Three years later, then-fisheries minister Murray did not renew 15 aquaculture licences in the Discovery Islands, prompting the latest round of court action.

Companies' claims have chance of success

In her decision, Justice Blake weighed whether the four lawsuits disclosed a reasonable cause for action and were not certain to fail.

In the end, she ruled the companies’ pleadings had a chance of success when it came to proving:

  • the ministers engaged in an abuse of court process;
  • that their court actions were more than “thinly veiled attempts” to avoid the effects of government decisions;
  • that the ministers were at the least “subjectively reckless or wilfully blind” to unlawful conduct;
  • and that the ministers had knowledge their acts would likely injure the companies. 

Blake struck two of the companies’ claims — that property was taken from them and that the ministers exercised “abusive administrative action” — saying they were “bound to fail.” 

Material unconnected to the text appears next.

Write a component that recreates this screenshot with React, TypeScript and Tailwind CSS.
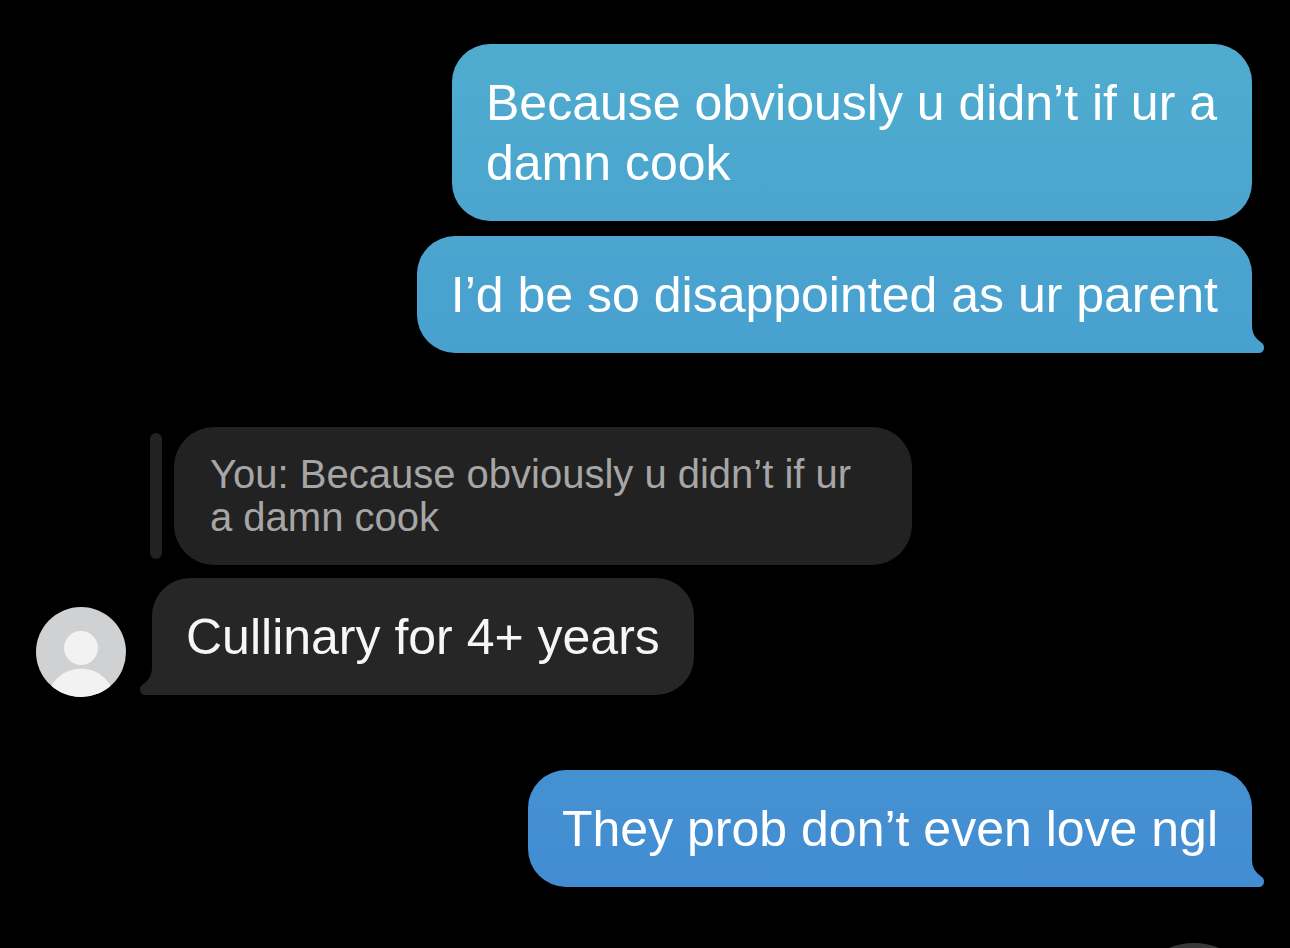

Canada had argued that if the judge found that any of the companies’ causes of action were bound to fail, giving them leave to amend their claims would amount to an abuse of power because they were already argued before the federal court.

In all but the two struck claims, Blake said she was not persuaded by Canada’s argument.

The judge directed each side to reach an agreement on which damages should be sought by the plaintiffs in the four cases. If they can’t do that, she said, they should file a request to appear before the B.C. Supreme Court. 

It's not clear how the latest decision could re-open a new round of litigation connected to the Discovery Islands and the federal government's decision to phase out open-pen net salmon farms off B.C.'s coast. 

A lawyer representing three of the companies turned down a request to comment.

“The Government of Canada is reviewing the court decision and has no comments at this time as the case remains before the court,” said a spokesperson with Fisheries and Oceans Canada.